Lula deu a Fidel a chave de um Fiat Palio movido a gasolina e a álcool (presente da montadora para promoção comercial). "A chave está aqui. O carro não sei quando chega!" Fidel agradeceu, dizendo: "Tenho um amigo russo que não poderia ter esse carro. Beberia todo o combustível".
Sempre chamado por Lula de "presidente" e nunca de "comandante" (o hábito em Cuba), o ditador deu ao brasileiro uma garrafa de rum.
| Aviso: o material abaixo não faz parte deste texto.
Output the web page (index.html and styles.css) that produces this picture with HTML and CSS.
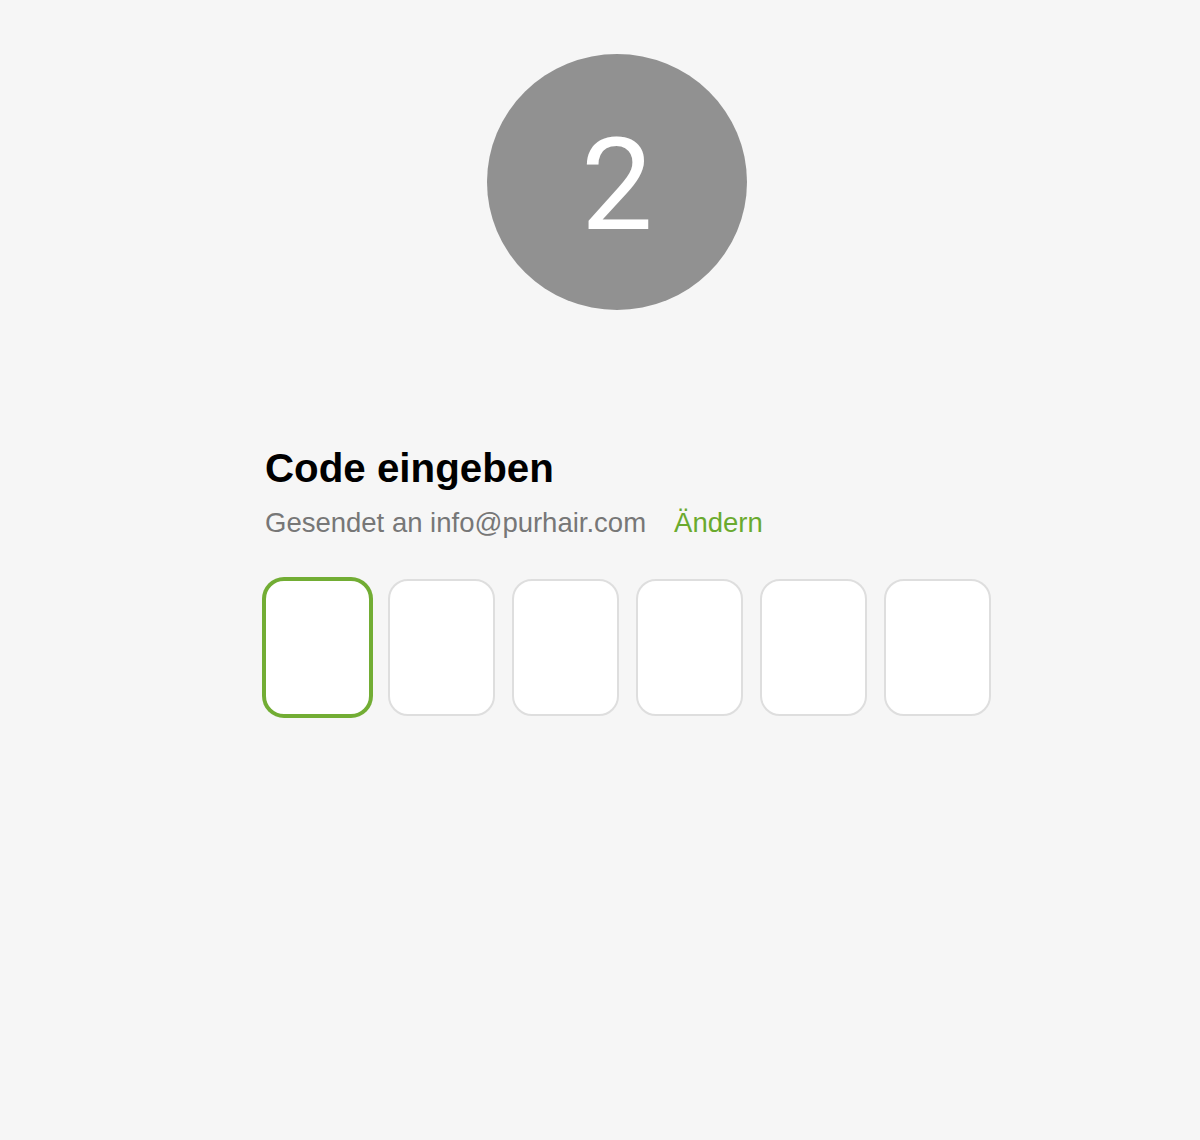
FILE: index.html
```html
<!DOCTYPE html>
<html lang="de">
<head>
<meta charset="utf-8">
<title>Code eingeben</title>
<link rel="stylesheet" href="styles.css">
</head>
<body>
<main class="page">
  <div class="step-badge"><span class="step-num">2</span></div>
  <section class="code-form">
    <h1 class="title">Code eingeben</h1>
    <p class="subtitle"><span class="sent">Gesendet an info@purhair.com</span><a class="change" href="#">Ändern</a></p>
    <div class="code-boxes">
      <div class="code-box focused"></div>
      <div class="code-box"></div>
      <div class="code-box"></div>
      <div class="code-box"></div>
      <div class="code-box"></div>
      <div class="code-box"></div>
    </div>
  </section>
</main>
</body>
</html>
```
FILE: styles.css
```css
html, body {
  margin: 0;
  padding: 0;
  background: #f6f6f6;
}
body {
  width: 1200px;
  height: 1140px;
  font-family: "Liberation Sans", Arial, sans-serif;
}
.page {
  padding: 54px 0 0 264px;
}
.step-badge {
  width: 260px;
  height: 256px;
  margin-left: 223px;
  border-radius: 50%;
  background: #919191;
  display: flex;
  align-items: center;
  justify-content: center;
}
.step-num {
  color: #ffffff;
  font-family: "Roboto", "Liberation Sans", sans-serif;
  font-weight: 400;
  font-size: 128px;
  line-height: 1;
  margin-top: 6px;
}
.code-form {
  margin-top: 135px;
}
.title {
  margin: 0 0 0 1px;
  font-size: 40.3px;
  line-height: 48px;
  font-weight: 700;
  color: #000000;
}
.subtitle {
  margin: 14px 0 0 1px;
  font-size: 27.5px;
  line-height: 32px;
  color: #777777;
  display: flex;
  gap: 28px;
}
.change {
  color: #6aaa2e;
  text-decoration: none;
}
.code-boxes {
  margin-top: 40px;
  display: flex;
  gap: 17px;
}
.code-box {
  width: 107px;
  height: 137px;
  box-sizing: border-box;
  background: #ffffff;
  border: 2px solid #dedede;
  border-radius: 20px;
}
.code-box.focused {
  border: 2px solid #72ad34;
  box-shadow: 0 0 0 2px #72ad34;
  border-radius: 20px;
}
```
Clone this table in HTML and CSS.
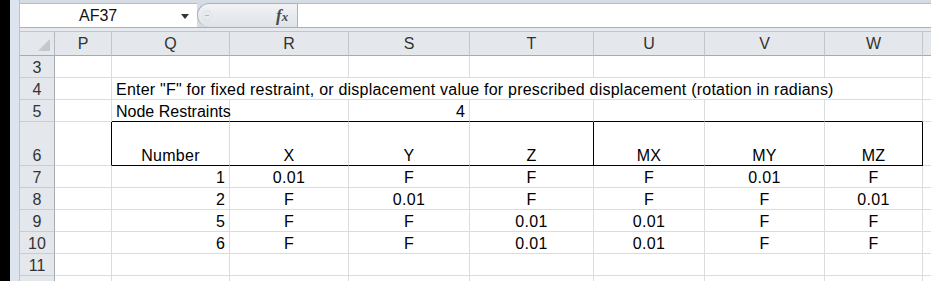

Lula lembrou que guardou com tanto carinho outro rum que ganhara de Fidel Castro que, ao abrir a garrafa, a bebida já estava estragada.
No cardápio, foie grass (patê de fígado de ganso), carne de veado, marisco, camarão e lula. De sobremesa, frutas e torta de chocolate. Havia vários tipos de bebidas, de drinques tradicionais de Cuba a cerveja.
Lula deixou o jantar por volta da meia-noite. Fidel ficou mais uma hora, assediado por empresários brasileiros, que tiraram fotos e ganharam charutos.